Every day, thousands of people fall victim to fraudulent emails, texts and calls from scammers pretending to be their bank. And in this time of expanded use of online banking, the problem is only growing worse. In fact, customers lost $3.3 billion to phishing, which is the most commonly reported cyber scam, and other fraud in 2020. It’s time to put scammers in their place.
At Minnwest Bank, we’re committed to helping you spot them as an extra layer of protection for your account. We’ve joined with the American Bankers Association and banks across the country in a nationwide effort to fight phishing—one scam at a time. We want every customer to become a pro at spotting a phishing scam—and stop bank impostors in their tracks.
Let's Talk "Phishing"
Phishing is a type of online scam where criminals make fraudulent emails, phone calls, and texts that appear to come from a legitimate bank. Every year, people lose hundreds, even thousands of dollars to these scams. The communication is designed to trick you into entering confidential information (like account numbers, passwords, PINs, or birthdays) into a fake website by clicking on a link, or to tell it to someone imitating your bank on the phone.
These top 3 phishing scams are full of red flags:
- Text Message: If you receive a text message from someone claiming to be your bank asking you to sign in, or offer up your personal information, it’s a scam.
- Email: Watch out for emails that ask you to click a suspicious link or provide personal information. The sender may claim to be someone from you bank, but it’s a scam.
- Phone Call: Would your bank ever call you to verify your account number? No! Banks never ask that. If you’re ever in doubt that the caller is legitimate, just hang up and call the bank directly at a number you trust.
If you receive an email, text, or phone call for any of the below information, it’s a definite red flag. It’s better to be safe than sorry. End the call, delete the text, and trash the email, because banks never ask that!
You've probably seen some of these scams before. But that doesn't stop a scammer from trying. Remember these tips so you can spot a scammer before they get to you.
- Be wary of suspicious links. Banks will never send you an email or text that asks you to click on a suspicious link.
- Beware of scare tactics. Scam email, texts and calls may pressure, or even threaten you, to respond.
- Protect your confidential information. Your bank will never ask you to provide confidential information (your account number, SSN, name, address, password, etc.) in emails or text messages. They will only ask for confidential information to verify your identity when you call their toll-free Customer Service numbers.

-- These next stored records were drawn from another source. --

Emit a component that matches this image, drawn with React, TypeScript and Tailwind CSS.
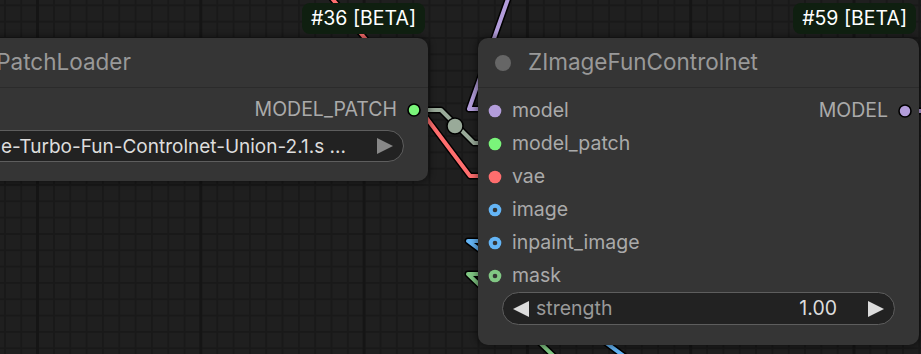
import React from "react";

function Dot({ color, ring = false, outline = false }: { color: string; ring?: boolean; outline?: boolean }) {
  return (
    <svg width="14" height="14" viewBox="0 0 14 14" className="shrink-0">
      <circle cx="7" cy="7" r={outline ? 6 : 6.3} fill={color} stroke={outline ? "#000" : "none"} strokeWidth={outline ? 1.6 : 0} />
      {ring && <circle cx="7" cy="7" r="2.3" fill="#353535" />}
    </svg>
  );
}

function Tri({ dir, color }: { dir: "left" | "right"; color: string }) {
  return (
    <svg width="16" height="16" viewBox="0 0 16 16" className="shrink-0">
      {dir === "right" ? (
        <polygon points="0,0 16,8 0,16" fill={color} />
      ) : (
        <polygon points="16,0 0,8 16,16" fill={color} />
      )}
    </svg>
  );
}

function Wire({ points, color }: { points: string; color: string }) {
  return (
    <>
      <polyline points={points} fill="none" stroke="#000" strokeWidth="7" strokeLinejoin="round" strokeLinecap="round" />
      <polyline points={points} fill="none" stroke={color} strokeWidth="4" strokeLinejoin="round" strokeLinecap="round" />
    </>
  );
}

function InputRow({ color, label, ring = false, children }: { color: string; label: string; ring?: boolean; children?: React.ReactNode }) {
  return (
    <div className="h-[33px] flex items-center pl-[10px] pr-[7px]">
      <Dot color={color} ring={ring} />
      <span className="ml-[10px] text-[19.5px] text-[#aaa] leading-none">{label}</span>
      <div className="flex-1" />
      {children}
    </div>
  );
}

export default function App() {
  return (
    <div className="relative w-[921px] h-[354px] overflow-hidden bg-[#1f1f1f] font-['Inter',sans-serif] [background-image:linear-gradient(to_right,#151515_3px,transparent_3px),linear-gradient(to_right,#191919_2px,transparent_2px),linear-gradient(to_bottom,#191919_2px,transparent_2px)] [background-size:163.3px_100%,16.33px_16.33px,16.33px_16.33px] [background-position:36px_0,4px_0,0_4.4px]">
      {/* links */}
      <svg className="absolute inset-0" width="921" height="354" viewBox="0 0 921 354">
        <Wire points="330,-4 378,54" color="#ff6e6e" />
        <Wire points="398,80 470,176 494,176" color="#ff6e6e" />
        <Wire points="414,110 441,110 474,143 494,143" color="#99aa99" />
        <circle cx="455" cy="126" r="8" fill="#99aa99" stroke="#000" strokeWidth="1.5" />
        <Wire points="509,-4 469,109 494,109" color="#b39ddb" />
        <Wire points="494,241 468,241 632,362" color="#64b5f6" />
        <Wire points="494,274 468,274 560,362" color="#81c784" />
        <Wire points="905,111 930,111" color="#b39ddb" />
      </svg>

      {/* left node */}
      <div className="absolute left-[-200px] top-[38px] w-[628px] h-[143px] rounded-[10px] bg-[#353535] shadow-[0_0_6px_2px_rgba(0,0,0,0.4)] flex flex-col">
        <div className="h-[50px] shrink-0 border-b-[1.5px] border-[#2b2b2b] flex items-center pl-[130px] text-[22.5px] text-[#999] leading-none whitespace-nowrap">
          ModelPatchLoader
        </div>
        <div className="h-[33px] mt-[5px] flex items-center justify-end pr-[7px]">
          <span className="text-[19.5px] text-[#aaa] leading-none">MODEL_PATCH</span>
          <div className="ml-[10px]">
            <Dot color="#7af57a" outline />
          </div>
        </div>
        <div className="mt-[4px] mx-[24px] h-[32px] rounded-full border-[1.5px] border-[#5e5e5e] bg-[#222] flex items-center justify-end pr-[10px] overflow-hidden">
          <span className="whitespace-nowrap text-[19px] text-[#ddd] leading-none">Z-Image-Turbo-Fun-Controlnet-Union-2.1.s ...</span>
          <div className="ml-[31px]">
            <Tri dir="right" color="#888" />
          </div>
        </div>
      </div>

      {/* right node */}
      <div className="absolute left-[478px] top-[38px] w-[441px] h-[307px] rounded-[10px] bg-[#353535] shadow-[0_0_6px_2px_rgba(0,0,0,0.4)] flex flex-col">
        <div className="h-[50px] shrink-0 border-b-[1.5px] border-[#2b2b2b] flex items-center pl-[17px] text-[22.5px] text-[#999] leading-none">
          <div className="w-[16px] h-[16px] rounded-full bg-[#666] shrink-0" />
          <span className="ml-[17px] whitespace-nowrap">ZImageFunControlnet</span>
        </div>
        <div className="pt-[6px] flex flex-col">
          <InputRow color="#b39ddb" label="model">
            <span className="text-[19.5px] text-[#aaa] leading-none">MODEL</span>
            <div className="ml-[10px]">
              <Dot color="#b39ddb" outline />
            </div>
          </InputRow>
          <InputRow color="#7af57a" label="model_patch" />
          <InputRow color="#ff6e6e" label="vae" />
          <InputRow color="#64b5f6" label="image" ring />
          <InputRow color="#64b5f6" label="inpaint_image" ring />
          <InputRow color="#81c784" label="mask" ring />
        </div>
        <div className="mx-[24px] h-[33px] rounded-full border-[1.5px] border-[#5e5e5e] bg-[#222] flex items-center pl-[10px] pr-[10px]">
          <Tri dir="left" color="#ddd" />
          <span className="ml-[7px] text-[19.5px] text-[#999] leading-none">strength</span>
          <div className="flex-1" />
          <span className="text-[19.5px] text-[#ddd] leading-none">1.00</span>
          <div className="ml-[31px]">
            <Tri dir="right" color="#ddd" />
          </div>
        </div>
      </div>

      {/* badges */}
      <div className="absolute right-[496px] top-[3px] h-[31px] px-[9px] rounded-[8px] bg-[#0f1f10] flex items-center text-[19.5px] text-white leading-none whitespace-nowrap">
        #36 [BETA]
      </div>
      <div className="absolute right-[5px] top-[3px] h-[31px] px-[9px] rounded-[8px] bg-[#0f1f10] flex items-center text-[19.5px] text-white leading-none whitespace-nowrap">
        #59 [BETA]
      </div>
    </div>
  );
}
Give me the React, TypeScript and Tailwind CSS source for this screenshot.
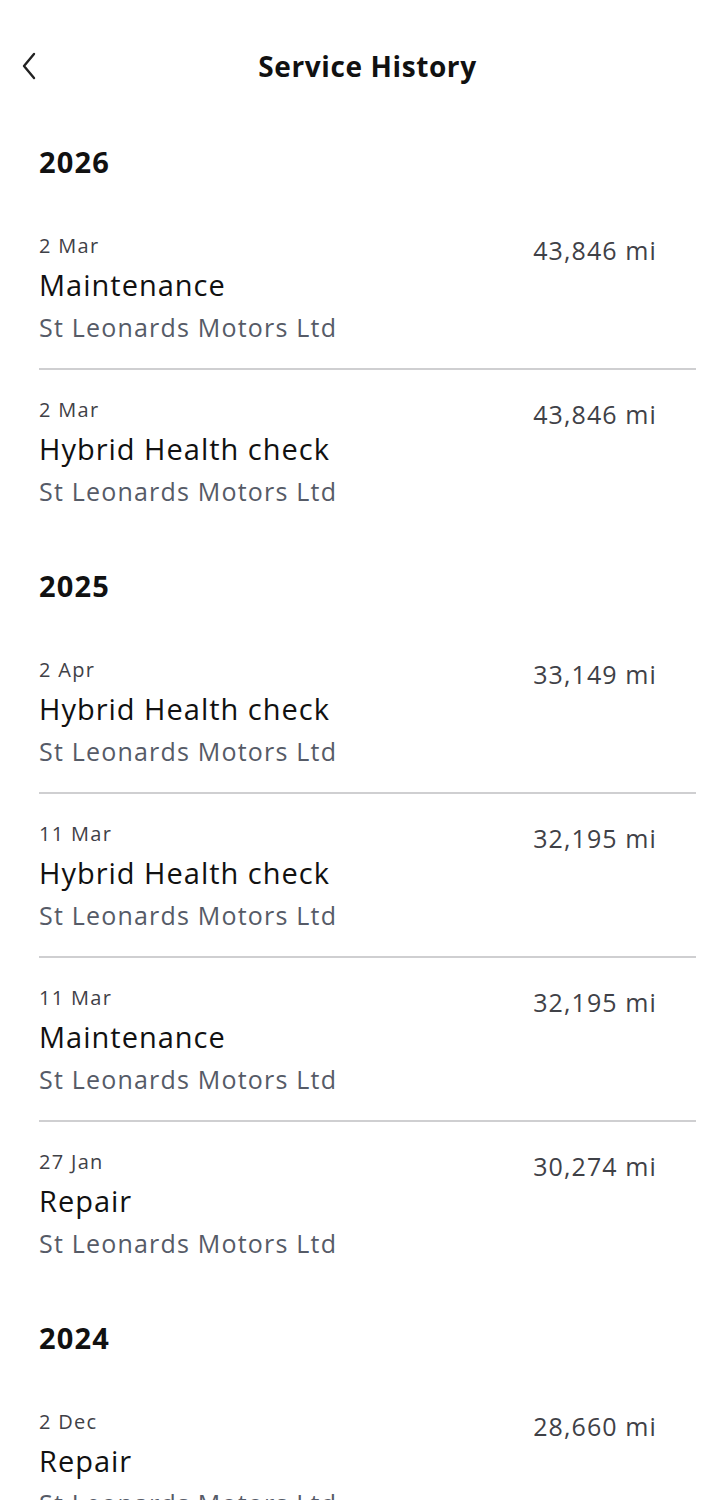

- Call the number on your card. If you think an email, text or phone call might be a scam, just play it safe and hang up, and call the number on the back of your card.
- Watch for misspelled words. Fraudulent texts and emails often have typos. Real banks use spell check.
What to do if you receive a scam email, call or text:
If you suspect that an email or text you receive is a phishing attempt:
- Take a deep breath. In most cases, it’s perfectly safe to open a scam email or text. Modern mail apps, like Gmail, detect and block any code or malware from running when you open an email. The key is not to click links, or download any attachments.
- Do not download any attachments in the message. Attachments may contain malware such as viruses, worms or spyware.
- Do not click links that appear in the message. Links in phishing messages direct you to fraudulent websites.
- Do not reply to the sender. Ignore any requests from the sender and do not call any phone numbers provided in the message.
- Report it. Help fight scammers by reporting them. Forward suspected phishing emails to the Anti-Phishing Working Group at email@example.com. If you got a phishing text message, forward it to SPAM (7726). Then, report the phishing attack to the FTC at ftc.gov/complaint
If you receive a phone call that seems to be a phishing attempt:
- Hang up or end the call. Be aware that area codes can be misleading. If your Caller ID displays a local area code, this doesn’t always guarantee that the caller is local.
- Do not respond to the caller’s requests. Financial institutions and legitimate companies will never call you to request your personal information. Never give personal information to the incoming caller.
- If you feel you’ve been the victim of a scam, did provide personal or financial information, contact your bank immediately at their publicly listed customer service number. Often, this is found on the back of your bank card. Be sure to include any relevant details, such as whether the suspicious caller attempted to impersonate your bank and whether any personal or financial information was provided to the suspicious caller.